**DIRECTION:** Without the images, write out the whole listing exactly.

|---|

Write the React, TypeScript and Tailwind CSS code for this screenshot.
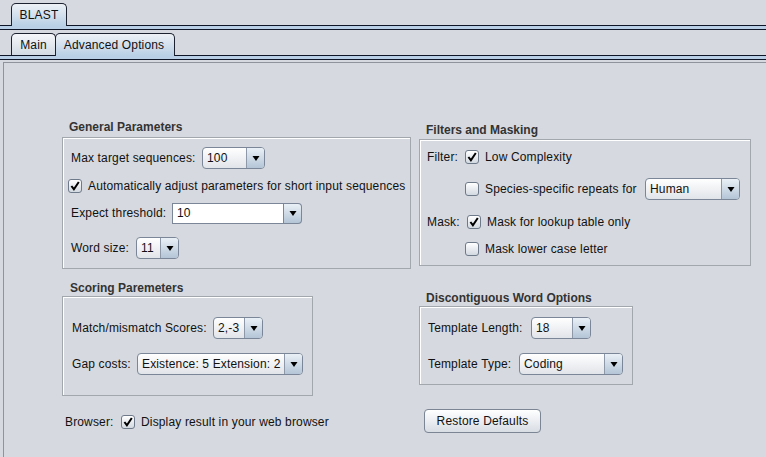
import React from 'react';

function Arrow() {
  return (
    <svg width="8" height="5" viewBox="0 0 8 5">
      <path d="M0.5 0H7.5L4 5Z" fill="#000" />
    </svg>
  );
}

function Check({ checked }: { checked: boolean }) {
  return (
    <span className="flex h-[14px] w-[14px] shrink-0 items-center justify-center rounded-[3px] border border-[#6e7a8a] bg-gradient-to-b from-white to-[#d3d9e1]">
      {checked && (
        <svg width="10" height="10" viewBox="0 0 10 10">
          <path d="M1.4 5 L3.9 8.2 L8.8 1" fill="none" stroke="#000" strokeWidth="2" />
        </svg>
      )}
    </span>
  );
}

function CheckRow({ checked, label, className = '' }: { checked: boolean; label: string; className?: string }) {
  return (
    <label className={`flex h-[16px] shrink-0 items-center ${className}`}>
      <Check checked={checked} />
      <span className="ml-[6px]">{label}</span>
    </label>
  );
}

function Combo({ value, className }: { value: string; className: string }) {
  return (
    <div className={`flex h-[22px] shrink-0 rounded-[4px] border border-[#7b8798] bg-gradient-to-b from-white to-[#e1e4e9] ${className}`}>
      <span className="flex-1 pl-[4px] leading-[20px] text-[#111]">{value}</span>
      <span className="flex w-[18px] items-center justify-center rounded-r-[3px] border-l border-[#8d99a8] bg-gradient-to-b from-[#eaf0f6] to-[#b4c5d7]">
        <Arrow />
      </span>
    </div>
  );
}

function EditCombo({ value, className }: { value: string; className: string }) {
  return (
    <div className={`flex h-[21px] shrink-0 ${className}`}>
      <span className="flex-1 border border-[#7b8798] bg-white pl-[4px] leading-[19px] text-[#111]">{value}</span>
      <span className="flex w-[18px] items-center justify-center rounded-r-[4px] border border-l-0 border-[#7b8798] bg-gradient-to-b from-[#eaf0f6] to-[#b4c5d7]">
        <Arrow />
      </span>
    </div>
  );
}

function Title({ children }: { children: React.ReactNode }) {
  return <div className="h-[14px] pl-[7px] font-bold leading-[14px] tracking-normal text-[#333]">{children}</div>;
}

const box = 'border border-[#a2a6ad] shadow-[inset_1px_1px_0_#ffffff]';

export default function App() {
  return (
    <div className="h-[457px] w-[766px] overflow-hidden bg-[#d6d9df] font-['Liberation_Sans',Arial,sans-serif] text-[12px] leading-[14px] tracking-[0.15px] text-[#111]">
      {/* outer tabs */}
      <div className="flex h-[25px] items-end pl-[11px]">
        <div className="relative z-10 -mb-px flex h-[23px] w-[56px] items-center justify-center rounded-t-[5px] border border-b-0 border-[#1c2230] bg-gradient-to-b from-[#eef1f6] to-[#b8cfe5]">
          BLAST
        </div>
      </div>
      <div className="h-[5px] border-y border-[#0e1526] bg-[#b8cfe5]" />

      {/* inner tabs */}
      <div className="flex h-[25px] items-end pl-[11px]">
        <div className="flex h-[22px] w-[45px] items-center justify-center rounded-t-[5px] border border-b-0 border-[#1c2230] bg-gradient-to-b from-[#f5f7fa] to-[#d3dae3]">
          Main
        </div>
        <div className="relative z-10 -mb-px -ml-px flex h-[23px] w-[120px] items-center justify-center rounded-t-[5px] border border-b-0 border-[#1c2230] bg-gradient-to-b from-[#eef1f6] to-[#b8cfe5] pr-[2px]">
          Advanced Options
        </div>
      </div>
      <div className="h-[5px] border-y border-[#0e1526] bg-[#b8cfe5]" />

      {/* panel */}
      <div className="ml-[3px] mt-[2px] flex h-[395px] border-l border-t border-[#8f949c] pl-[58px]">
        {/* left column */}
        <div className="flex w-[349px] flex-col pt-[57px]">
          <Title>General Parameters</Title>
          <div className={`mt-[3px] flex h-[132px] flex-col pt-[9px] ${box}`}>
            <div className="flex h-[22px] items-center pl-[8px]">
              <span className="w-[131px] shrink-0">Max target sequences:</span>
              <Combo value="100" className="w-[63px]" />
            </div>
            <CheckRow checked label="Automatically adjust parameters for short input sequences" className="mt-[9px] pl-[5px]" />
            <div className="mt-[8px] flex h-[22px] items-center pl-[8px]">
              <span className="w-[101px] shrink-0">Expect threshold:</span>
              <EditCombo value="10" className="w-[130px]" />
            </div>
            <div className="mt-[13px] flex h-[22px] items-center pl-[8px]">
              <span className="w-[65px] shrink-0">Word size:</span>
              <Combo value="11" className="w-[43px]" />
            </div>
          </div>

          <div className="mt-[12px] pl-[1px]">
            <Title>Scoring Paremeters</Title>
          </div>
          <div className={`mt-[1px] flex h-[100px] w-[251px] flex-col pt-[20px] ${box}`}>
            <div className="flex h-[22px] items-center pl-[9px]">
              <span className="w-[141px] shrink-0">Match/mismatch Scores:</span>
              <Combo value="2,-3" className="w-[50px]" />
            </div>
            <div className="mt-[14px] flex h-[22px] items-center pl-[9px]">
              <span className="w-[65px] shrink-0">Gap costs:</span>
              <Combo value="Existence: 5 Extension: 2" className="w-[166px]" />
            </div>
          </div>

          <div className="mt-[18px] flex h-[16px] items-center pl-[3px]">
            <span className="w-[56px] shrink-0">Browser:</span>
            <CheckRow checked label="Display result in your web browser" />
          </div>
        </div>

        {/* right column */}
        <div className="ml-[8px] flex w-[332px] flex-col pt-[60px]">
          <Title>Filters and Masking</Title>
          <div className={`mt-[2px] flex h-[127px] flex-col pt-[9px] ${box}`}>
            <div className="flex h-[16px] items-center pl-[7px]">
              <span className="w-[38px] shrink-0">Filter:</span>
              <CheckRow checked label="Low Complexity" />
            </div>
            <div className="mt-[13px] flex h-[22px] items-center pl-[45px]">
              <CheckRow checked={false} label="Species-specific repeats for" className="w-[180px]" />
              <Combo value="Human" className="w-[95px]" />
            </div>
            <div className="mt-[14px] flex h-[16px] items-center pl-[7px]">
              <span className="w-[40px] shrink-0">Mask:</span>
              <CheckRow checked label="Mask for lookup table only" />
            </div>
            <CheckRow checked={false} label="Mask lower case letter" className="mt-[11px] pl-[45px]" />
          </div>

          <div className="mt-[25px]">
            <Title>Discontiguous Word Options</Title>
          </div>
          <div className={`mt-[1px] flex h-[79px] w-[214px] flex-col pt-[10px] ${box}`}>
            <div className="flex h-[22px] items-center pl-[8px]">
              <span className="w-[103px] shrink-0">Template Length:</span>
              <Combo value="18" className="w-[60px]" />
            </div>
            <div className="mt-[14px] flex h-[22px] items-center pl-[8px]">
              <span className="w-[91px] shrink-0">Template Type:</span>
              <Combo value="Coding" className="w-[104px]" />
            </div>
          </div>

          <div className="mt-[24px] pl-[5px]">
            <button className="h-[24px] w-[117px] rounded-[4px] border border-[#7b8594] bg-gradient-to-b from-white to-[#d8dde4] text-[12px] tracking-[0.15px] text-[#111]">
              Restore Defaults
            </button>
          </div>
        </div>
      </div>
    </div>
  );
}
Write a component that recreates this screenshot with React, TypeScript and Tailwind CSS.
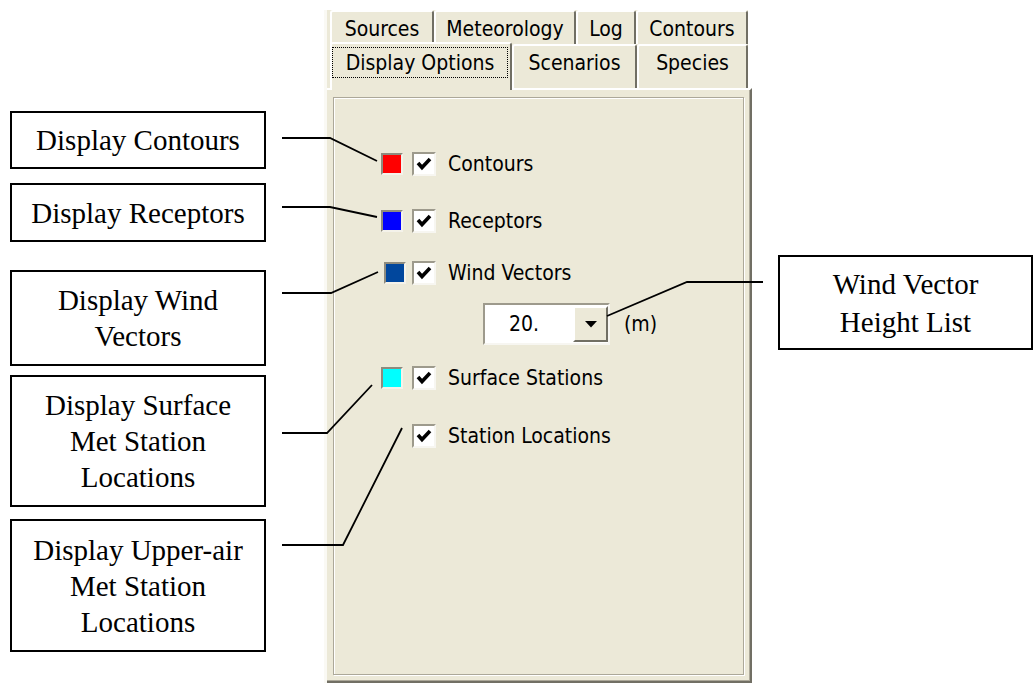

|---|

**RESPONSE TO THIS EXERCISE:**
Write the React, TypeScript and Tailwind CSS code for this screenshot.
import React from 'react';

function Arrow() {
  return (
    <svg width="8" height="5" viewBox="0 0 8 5">
      <path d="M0.5 0H7.5L4 5Z" fill="#000" />
    </svg>
  );
}

function Check({ checked }: { checked: boolean }) {
  return (
    <span className="flex h-[14px] w-[14px] shrink-0 items-center justify-center rounded-[3px] border border-[#6e7a8a] bg-gradient-to-b from-white to-[#d3d9e1]">
      {checked && (
        <svg width="10" height="10" viewBox="0 0 10 10">
          <path d="M1.4 5 L3.9 8.2 L8.8 1" fill="none" stroke="#000" strokeWidth="2" />
        </svg>
      )}
    </span>
  );
}

function CheckRow({ checked, label, className = '' }: { checked: boolean; label: string; className?: string }) {
  return (
    <label className={`flex h-[16px] shrink-0 items-center ${className}`}>
      <Check checked={checked} />
      <span className="ml-[6px]">{label}</span>
    </label>
  );
}

function Combo({ value, className }: { value: string; className: string }) {
  return (
    <div className={`flex h-[22px] shrink-0 rounded-[4px] border border-[#7b8798] bg-gradient-to-b from-white to-[#e1e4e9] ${className}`}>
      <span className="flex-1 pl-[4px] leading-[20px] text-[#111]">{value}</span>
      <span className="flex w-[18px] items-center justify-center rounded-r-[3px] border-l border-[#8d99a8] bg-gradient-to-b from-[#eaf0f6] to-[#b4c5d7]">
        <Arrow />
      </span>
    </div>
  );
}

function EditCombo({ value, className }: { value: string; className: string }) {
  return (
    <div className={`flex h-[21px] shrink-0 ${className}`}>
      <span className="flex-1 border border-[#7b8798] bg-white pl-[4px] leading-[19px] text-[#111]">{value}</span>
      <span className="flex w-[18px] items-center justify-center rounded-r-[4px] border border-l-0 border-[#7b8798] bg-gradient-to-b from-[#eaf0f6] to-[#b4c5d7]">
        <Arrow />
      </span>
    </div>
  );
}

function Title({ children }: { children: React.ReactNode }) {
  return <div className="h-[14px] pl-[7px] font-bold leading-[14px] tracking-normal text-[#333]">{children}</div>;
}

const box = 'border border-[#a2a6ad] shadow-[inset_1px_1px_0_#ffffff]';

export default function App() {
  return (
    <div className="h-[457px] w-[766px] overflow-hidden bg-[#d6d9df] font-['Liberation_Sans',Arial,sans-serif] text-[12px] leading-[14px] tracking-[0.15px] text-[#111]">
      {/* outer tabs */}
      <div className="flex h-[25px] items-end pl-[11px]">
        <div className="relative z-10 -mb-px flex h-[23px] w-[56px] items-center justify-center rounded-t-[5px] border border-b-0 border-[#1c2230] bg-gradient-to-b from-[#eef1f6] to-[#b8cfe5]">
          BLAST
        </div>
      </div>
      <div className="h-[5px] border-y border-[#0e1526] bg-[#b8cfe5]" />

      {/* inner tabs */}
      <div className="flex h-[25px] items-end pl-[11px]">
        <div className="flex h-[22px] w-[45px] items-center justify-center rounded-t-[5px] border border-b-0 border-[#1c2230] bg-gradient-to-b from-[#f5f7fa] to-[#d3dae3]">
          Main
        </div>
        <div className="relative z-10 -mb-px -ml-px flex h-[23px] w-[120px] items-center justify-center rounded-t-[5px] border border-b-0 border-[#1c2230] bg-gradient-to-b from-[#eef1f6] to-[#b8cfe5] pr-[2px]">
          Advanced Options
        </div>
      </div>
      <div className="h-[5px] border-y border-[#0e1526] bg-[#b8cfe5]" />

      {/* panel */}
      <div className="ml-[3px] mt-[2px] flex h-[395px] border-l border-t border-[#8f949c] pl-[58px]">
        {/* left column */}
        <div className="flex w-[349px] flex-col pt-[57px]">
          <Title>General Parameters</Title>
          <div className={`mt-[3px] flex h-[132px] flex-col pt-[9px] ${box}`}>
            <div className="flex h-[22px] items-center pl-[8px]">
              <span className="w-[131px] shrink-0">Max target sequences:</span>
              <Combo value="100" className="w-[63px]" />
            </div>
            <CheckRow checked label="Automatically adjust parameters for short input sequences" className="mt-[9px] pl-[5px]" />
            <div className="mt-[8px] flex h-[22px] items-center pl-[8px]">
              <span className="w-[101px] shrink-0">Expect threshold:</span>
              <EditCombo value="10" className="w-[130px]" />
            </div>
            <div className="mt-[13px] flex h-[22px] items-center pl-[8px]">
              <span className="w-[65px] shrink-0">Word size:</span>
              <Combo value="11" className="w-[43px]" />
            </div>
          </div>

          <div className="mt-[12px] pl-[1px]">
            <Title>Scoring Paremeters</Title>
          </div>
          <div className={`mt-[1px] flex h-[100px] w-[251px] flex-col pt-[20px] ${box}`}>
            <div className="flex h-[22px] items-center pl-[9px]">
              <span className="w-[141px] shrink-0">Match/mismatch Scores:</span>
              <Combo value="2,-3" className="w-[50px]" />
            </div>
            <div className="mt-[14px] flex h-[22px] items-center pl-[9px]">
              <span className="w-[65px] shrink-0">Gap costs:</span>
              <Combo value="Existence: 5 Extension: 2" className="w-[166px]" />
            </div>
          </div>

          <div className="mt-[18px] flex h-[16px] items-center pl-[3px]">
            <span className="w-[56px] shrink-0">Browser:</span>
            <CheckRow checked label="Display result in your web browser" />
          </div>
        </div>

        {/* right column */}
        <div className="ml-[8px] flex w-[332px] flex-col pt-[60px]">
          <Title>Filters and Masking</Title>
          <div className={`mt-[2px] flex h-[127px] flex-col pt-[9px] ${box}`}>
            <div className="flex h-[16px] items-center pl-[7px]">
              <span className="w-[38px] shrink-0">Filter:</span>
              <CheckRow checked label="Low Complexity" />
            </div>
            <div className="mt-[13px] flex h-[22px] items-center pl-[45px]">
              <CheckRow checked={false} label="Species-specific repeats for" className="w-[180px]" />
              <Combo value="Human" className="w-[95px]" />
            </div>
            <div className="mt-[14px] flex h-[16px] items-center pl-[7px]">
              <span className="w-[40px] shrink-0">Mask:</span>
              <CheckRow checked label="Mask for lookup table only" />
            </div>
            <CheckRow checked={false} label="Mask lower case letter" className="mt-[11px] pl-[45px]" />
          </div>

          <div className="mt-[25px]">
            <Title>Discontiguous Word Options</Title>
          </div>
          <div className={`mt-[1px] flex h-[79px] w-[214px] flex-col pt-[10px] ${box}`}>
            <div className="flex h-[22px] items-center pl-[8px]">
              <span className="w-[103px] shrink-0">Template Length:</span>
              <Combo value="18" className="w-[60px]" />
            </div>
            <div className="mt-[14px] flex h-[22px] items-center pl-[8px]">
              <span className="w-[91px] shrink-0">Template Type:</span>
              <Combo value="Coding" className="w-[104px]" />
            </div>
          </div>

          <div className="mt-[24px] pl-[5px]">
            <button className="h-[24px] w-[117px] rounded-[4px] border border-[#7b8594] bg-gradient-to-b from-white to-[#d8dde4] text-[12px] tracking-[0.15px] text-[#111]">
              Restore Defaults
            </button>
          </div>
        </div>
      </div>
    </div>
  );
}
Write a component that recreates this screenshot with React, TypeScript and Tailwind CSS.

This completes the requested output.